Gas Well Diagram In the recent past, once a gas reservoir had been discovered and delineated,  development would routinely proceed with the drilling of wells to a pre-determined spacing, and production of these wells to depletion. Unlike oil reservoirs, which were known to leave large volumes in the ground that could only be produced through Secondary and Tertiary recovery techniques, it was generally not appreciated that large volumes of gas might remain between, beneath, or behind the casing of the existing wells. However, in the early 1980s, the Department of Energy, in conjunction with industry and academic partners, successfully introduced the concept of secondary recovery into the gas industry.  

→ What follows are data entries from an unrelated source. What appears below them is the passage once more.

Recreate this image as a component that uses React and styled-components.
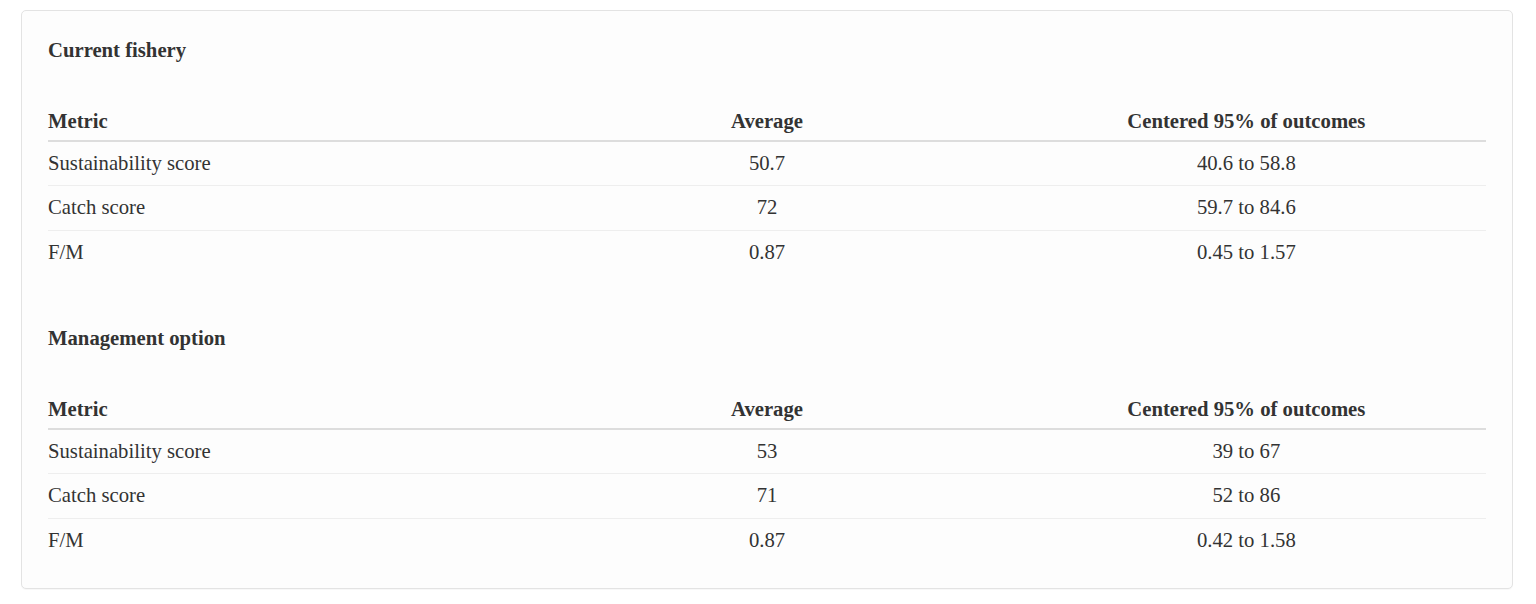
import styled, { createGlobalStyle } from "styled-components";

const GlobalStyle = createGlobalStyle`
  body {
    margin: 0;
    background: #ffffff;
    font-family: "Liberation Serif", "Times New Roman", serif;
    color: #333333;
  }
`;

const Page = styled.div`
  padding: 10px 23px 15px 21px;
`;

const Card = styled.div`
  background: #fdfdfd;
  border: 1px solid #e3e3e3;
  border-radius: 5px;
  box-shadow: 0 1px 1px rgba(0, 0, 0, 0.03);
  padding: 27px 26px 26px 26px;
`;

const Section = styled.section`
  & + & {
    margin-top: 52px;
  }
`;

const Title = styled.h4`
  margin: 0 0 38px 0;
  font-size: 20.7px;
  line-height: 24px;
  font-weight: 700;
`;

const Table = styled.table`
  width: 100%;
  border-collapse: collapse;
  table-layout: fixed;
  font-size: 20.7px;
`;

const Th = styled.th`
  padding: 10px 0 6px;
  line-height: 23.5px;
  font-weight: 700;
  text-align: ${(p) => (p.$left ? "left" : "center")};
  border-bottom: 2px solid #dddddd;
`;

const Td = styled.td`
  padding: 10px 0;
  line-height: 23.5px;
  text-align: ${(p) => (p.$left ? "left" : "center")};
  border-top: ${(p) => (p.$first ? "none" : "1px solid #eeeeee")};
`;

const sections = [
  {
    title: "Current fishery",
    rows: [
      ["Sustainability score", "50.7", "40.6 to 58.8"],
      ["Catch score", "72", "59.7 to 84.6"],
      ["F/M", "0.87", "0.45 to 1.57"],
    ],
  },
  {
    title: "Management option",
    rows: [
      ["Sustainability score", "53", "39 to 67"],
      ["Catch score", "71", "52 to 86"],
      ["F/M", "0.87", "0.42 to 1.58"],
    ],
  },
];

export default function App() {
  return (
    <Page>
      <GlobalStyle />
      <Card>
        {sections.map((s) => (
          <Section key={s.title}>
            <Title>{s.title}</Title>
            <Table>
              <thead>
                <tr>
                  <Th $left>Metric</Th>
                  <Th>Average</Th>
                  <Th>Centered 95% of outcomes</Th>
                </tr>
              </thead>
              <tbody>
                {s.rows.map((r, i) => (
                  <tr key={r[0]}>
                    <Td $left $first={i === 0}>{r[0]}</Td>
                    <Td $first={i === 0}>{r[1]}</Td>
                    <Td $first={i === 0}>{r[2]}</Td>
                  </tr>
                ))}
              </tbody>
            </Table>
          </Section>
        ))}
      </Card>
    </Page>
  );
}
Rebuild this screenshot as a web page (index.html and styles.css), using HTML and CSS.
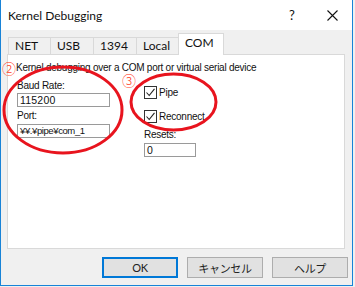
FILE: index.html
```html
<!DOCTYPE html>
<html lang="ja">
<head>
  <meta charset="UTF-8">
  <title>Kernel Debugging</title>
  <link rel="stylesheet" href="styles.css">
</head>
<body>
  <div class="window">
    <div class="titlebar">
      <span class="title">Kernel Debugging</span>
      <span class="cap-btn">?</span>
      <span class="cap-btn">
        <svg width="11" height="11" viewBox="0 0 11 11"><path d="M0.5 0.5 L10.5 10.5 M10.5 0.5 L0.5 10.5" stroke="#111" stroke-width="1.1" fill="none"/></svg>
      </span>
    </div>

    <div class="client">
      <div class="tabs">
        <div class="tab">NET</div>
        <div class="tab">USB</div>
        <div class="tab">1394</div>
        <div class="tab narrow">Local</div>
        <div class="tab active">COM</div>
      </div>

      <div class="panel">
        <p class="desc">Kernel debugging over a COM port or virtual serial device</p>
        <div class="fields">
          <div class="col col-left">
            <div class="label">Baud Rate:</div>
            <div class="edit">115200</div>
            <div class="label port">Port:</div>
            <div class="edit path">¥¥.¥pipe¥com_1</div>
          </div>
          <div class="col col-right">
            <div class="check">
              <span class="box"><svg width="11" height="11" viewBox="0 0 11 11"><path d="M1.5 5.5 L4.2 8.5 L9.5 1.8" stroke="#222" stroke-width="1.1" fill="none"/></svg></span>
              Pipe
            </div>
            <div class="check">
              <span class="box"><svg width="11" height="11" viewBox="0 0 11 11"><path d="M1.5 5.5 L4.2 8.5 L9.5 1.8" stroke="#222" stroke-width="1.1" fill="none"/></svg></span>
              Reconnect
            </div>
            <div class="label resets">Resets:</div>
            <div class="edit small">0</div>
          </div>
        </div>
      </div>

      <div class="buttons">
        <button class="btn default">OK</button>
        <button class="btn">キャンセル</button>
        <button class="btn">ヘルプ</button>
      </div>
    </div>

    <!-- hand drawn annotations -->
    <svg class="marks" width="353" height="286" viewBox="0 0 353 286">
      <ellipse cx="62" cy="110" rx="59" ry="43" fill="none" stroke="#e8141e" stroke-width="3"/>
      <ellipse cx="172.5" cy="102" rx="42.5" ry="28" fill="none" stroke="#e8141e" stroke-width="3"/>
    </svg>
    <span class="num num-2">②</span>
    <span class="num num-3">③</span>
  </div>
</body>
</html>
```

FILE: styles.css
```css
* {
  box-sizing: border-box;
}

body {
  margin: 0;
  background-color: #f0f0f0;
  font-family: 'Lato', sans-serif;
}

.window {
  position: relative;
  width: 353px;
  height: 286px;
  border: 1px solid #1883d7;
  border-top: none;
  background-color: #f0f0f0;
}

.titlebar {
  display: flex;
  align-items: center;
  height: 30px;
  padding-left: 7px;
  background-color: #ffffff;
  color: #111;
  font-size: 12px;
}

.title {
  flex: 1;
}

.cap-btn {
  display: flex;
  justify-content: center;
  align-items: center;
  width: 40px;
  height: 30px;
  font-size: 13px;
}

.client {
  height: 255px;
  padding-top: 3px;
}

.tabs {
  display: flex;
  align-items: flex-end;
  margin-left: 7px;
  height: 21px;
}

.tab {
  width: 43px;
  height: 17px;
  padding-left: 6px;
  border: 1px solid #d9d9d9;
  border-left: none;
  border-bottom: none;
  font-size: 12px;
  line-height: 16px;
  color: #111;
}

.tab:first-child {
  border-left: 1px solid #d9d9d9;
}

.tab.narrow {
  width: 42px;
}

.tab.active {
  position: relative;
  z-index: 1;
  width: 46px;
  height: 22px;
  margin-left: -1px;
  margin-bottom: -1px;
  border-left: 1px solid #d9d9d9;
  background-color: #ffffff;
  line-height: 17px;
}

.panel {
  width: 338px;
  height: 195px;
  margin-left: 6px;
  padding: 7px 0 0 8px;
  border: 1px solid #d9d9d9;
  background-color: #ffffff;
  font-family: 'Liberation Sans', sans-serif;
  font-size: 10px;
  letter-spacing: -0.25px;
  color: #111;
}

.desc {
  margin: 0;
  line-height: 12px;
}

.fields {
  display: flex;
  gap: 34px;
  margin-left: 1px;
}

.col-left {
  width: 93px;
  padding-top: 6px;
}

.col-right {
  padding-top: 12px;
}

.label {
  line-height: 12px;
  margin-bottom: 1px;
}

.label.port {
  margin-top: 3px;
  margin-bottom: 2px;
}

.edit {
  height: 14px;
  padding-left: 2px;
  border: 1px solid #9a9a9a;
  font-size: 10.5px;
  line-height: 12px;
  letter-spacing: 0.2px;
  white-space: nowrap;
  overflow: hidden;
}

.edit.path {
  font-size: 9.5px;
  letter-spacing: -0.4px;
}

.edit.small {
  width: 52px;
}

.check {
  display: flex;
  align-items: center;
  height: 13px;
  margin-bottom: 11px;
}

.box {
  display: flex;
  justify-content: center;
  align-items: center;
  width: 13px;
  height: 13px;
  margin-right: 2px;
  border: 1px solid #333;
}

.label.resets {
  margin-top: -5px;
  margin-bottom: 2px;
}

.buttons {
  display: flex;
  justify-content: flex-end;
  gap: 9px;
  margin-top: 8px;
  padding-right: 4px;
}

.btn {
  width: 76px;
  height: 21px;
  padding: 0;
  border: 1px solid #adadad;
  background-color: #e1e1e1;
  font-family: 'Lato', 'Noto Sans CJK JP', sans-serif;
  font-size: 11px;
  letter-spacing: -0.3px;
  color: #222;
}

.btn.default {
  border: 2px solid #0078d7;
}

.marks {
  position: absolute;
  top: 0;
  left: 0;
  pointer-events: none;
}

.num {
  position: absolute;
  font-family: 'Noto Sans CJK JP', sans-serif;
  font-size: 14px;
  line-height: 12px;
  font-weight: 300;
  color: #ff3c1e;
}

.num-2 {
  left: 1px;
  top: 62px;
}

.num-3 {
  left: 121px;
  top: 74px;
}
```
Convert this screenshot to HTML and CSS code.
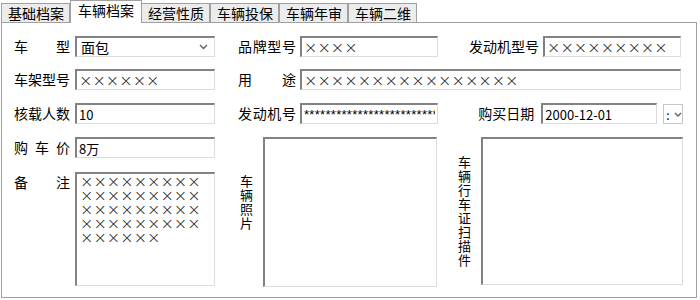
FILE: index.html
```html
<!DOCTYPE html>
<html lang="zh-CN">

<head>
    <meta charset="UTF-8">
    <title>车辆档案</title>
    <link rel="stylesheet" href="styles.css">
</head>

<body>
    <div class="tabs">
        <div class="tab">基础档案</div>
        <div class="tab tab-active">车辆档案</div>
        <div class="tab">经营性质</div>
        <div class="tab">车辆投保</div>
        <div class="tab">车辆年审</div>
        <div class="tab">车辆二维</div>
    </div>

    <div class="panel">
        <div class="form">
            <!-- 第一行 -->
            <div class="field">
                <span class="label">车型</span>
                <div class="select">
                    <span>面包</span>
                    <svg width="9" height="6" viewBox="0 0 9 6"><path d="M1 1 L4.5 4.5 L8 1" fill="none" stroke="#606060" stroke-width="1.4"/></svg>
                </div>
            </div>
            <div class="field">
                <span class="label label-mid">品牌型号</span>
                <input class="input input-mid cross" value="××××">
            </div>
            <div class="field">
                <span class="label label-right">发动机型号</span>
                <input class="input input-mid cross" value="×××××××××">
            </div>

            <!-- 第二行 -->
            <div class="field">
                <span class="label">车架型号</span>
                <input class="input cross" value="××××××">
            </div>
            <div class="field field-wide">
                <span class="label label-mid">用途</span>
                <input class="input input-wide cross" value="××××××××××××××××">
            </div>

            <!-- 第三行 -->
            <div class="field">
                <span class="label">核载人数</span>
                <input class="input" value="10">
            </div>
            <div class="field">
                <span class="label label-mid">发动机号</span>
                <input class="input input-mid stars" value="**************************************">
            </div>
            <div class="field">
                <span class="label label-right label-date">购买日期</span>
                <input class="input input-date" value="2000-12-01">
                <div class="date-btn">
                    <span>:</span>
                    <svg width="8" height="5" viewBox="0 0 8 5"><path d="M1 1 L4 4 L7 1" fill="none" stroke="#606060" stroke-width="1.4"/></svg>
                </div>
            </div>

            <!-- 第四行 -->
            <div class="field">
                <span class="label">购车价</span>
                <input class="input" value="8万">
            </div>
            <div class="field field-tall">
                <div class="vlabel vlabel-photo">车辆照片</div>
                <div class="picture picture-photo"></div>
            </div>
            <div class="field field-tall">
                <div class="vlabel vlabel-scan">车辆行车证扫描件</div>
                <div class="picture picture-scan"></div>
            </div>

            <!-- 第五行 -->
            <div class="field">
                <span class="label">备注</span>
                <textarea class="input memo cross">×××××××××
×××××××××
×××××××××
×××××××××
××××××</textarea>
            </div>
        </div>
    </div>
</body>

</html>
```

FILE: styles.css
```css
body {
    margin: 0;
    padding: 0;
    background-color: #fff;
    font-family: "Noto Sans CJK SC", "Liberation Sans", sans-serif;
    font-size: 14px;
    color: #000;
}

.tabs {
    display: flex;
    align-items: flex-end;
    height: 22px;
    padding-left: 1px;
}

.tab {
    height: 19px;
    box-sizing: border-box;
    padding: 0 5px 0 6px;
    border: 1px solid #a0a0a0;
    border-bottom: none;
    background-color: #ececec;
    line-height: 18px;
    white-space: nowrap;
}

.tab-active {
    position: relative;
    z-index: 1;
    height: 23px;
    margin-bottom: -1px;
    padding: 0 7px 0 7px;
    background-color: #fff;
    line-height: 19px;
}

.tab-active + .tab {
    margin-left: -1px;
}

.panel {
    width: 696px;
    height: 276px;
    box-sizing: border-box;
    margin-left: 1px;
    border: 1px solid #a0a0a0;
    padding: 13px 0 0 12px;
}

.form {
    display: grid;
    grid-template-columns: 224px 220px 225px;
    grid-template-rows: 33px 34px 34px 35px 115px;
}

.field {
    display: flex;
    align-items: flex-start;
}

.field-wide {
    grid-column: span 2;
}

.field-tall {
    grid-row: span 2;
}

.label {
    width: 56px;
    margin-right: 5px;
    line-height: 21px;
    text-align: justify;
    text-align-last: justify;
    white-space: nowrap;
}

.label-mid {
    width: 58px;
    margin-right: 4px;
}

.label-right {
    width: 81px;
    margin-right: 4px;
    text-align: right;
    text-align-last: right;
}

.label-date {
    width: 78px;
    margin-right: 7px;
}

.input {
    width: 140px;
    height: 21px;
    box-sizing: border-box;
    margin: 0;
    padding: 0 2px;
    border-style: solid;
    border-width: 2px 1px 1px 2px;
    border-color: #828282 #dcdcdc #dcdcdc #828282;
    background: #fff;
    font-family: "Noto Sans CJK SC", "Liberation Sans", sans-serif;
    font-size: 13px;
    color: #000;
    outline: none;
}

.input-mid {
    width: 138px;
}

.input-wide {
    width: 381px;
}

.input-date {
    width: 116px;
}

.cross {
    font-family: "DejaVu Sans", sans-serif;
    font-size: 16px;
    font-weight: 200;
    color: #222;
}

.stars {
    font-family: "Liberation Sans", sans-serif;
    font-size: 13px;
    letter-spacing: 0.3px;
}

.select {
    display: flex;
    align-items: center;
    justify-content: space-between;
    width: 140px;
    height: 21px;
    box-sizing: border-box;
    padding: 0 6px 0 4px;
    border-style: solid;
    border-width: 2px 1px 1px 2px;
    border-color: #828282 #dcdcdc #dcdcdc #828282;
}

.date-btn {
    display: flex;
    align-items: center;
    gap: 4px;
    width: 20px;
    height: 20px;
    box-sizing: border-box;
    margin: 1px 0 0 6px;
    padding-left: 2px;
    border: 1px solid #c8c8c8;
    font-size: 12px;
}

.memo {
    height: 114px;
    padding: 1px 3px;
    resize: none;
    overflow: hidden;
    line-height: 14px;
}

.vlabel {
    width: 13px;
    font-size: 13px;
    line-height: 14px;
}

.vlabel-photo {
    margin: 0 10px 0 2px;
    padding-top: 37px;
}

.vlabel-scan {
    margin-right: 10px;
    padding-top: 18px;
}

.picture {
    box-sizing: border-box;
    border-style: solid;
    border-width: 2px 1px 1px 2px;
    border-color: #828282 #dcdcdc #dcdcdc #828282;
}

.picture-photo {
    width: 174px;
    height: 150px;
}

.picture-scan {
    width: 202px;
    height: 148px;
}
```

DOE-sponsored work in the Texas Gulf Coast helped foster the awareness that premature pressure loss, avoidable formation damage, and inefficient infill drilling practices were wasting large volumes of the nation’s gas resource. For example, advanced technologies that had previously been limited to exploration applications, such as 3-D seismic and vertical seismic profiling, were found to be helpful in delineating the stratigraphic complexities that hindered complete gas recovery. In the years following the study, recovery efficiencies in the targeted districts jumped nearly 30 percent. Recently,  NETL has expanded these efforts to the offshore fields in the Gulf of Mexico and to large, mature fields in Appalachia, with similar results.

Currently, NETL is pursuing projects to extend the concepts of secondary gas recovery to unconventional reservoirs.  For example, a recent project in the San Juan Basin of New Mexico has shown that significant volumes of additional reserves can be added to developed fields by tailoring infill well patterns to interpreted trends in reservoir heterogeneity.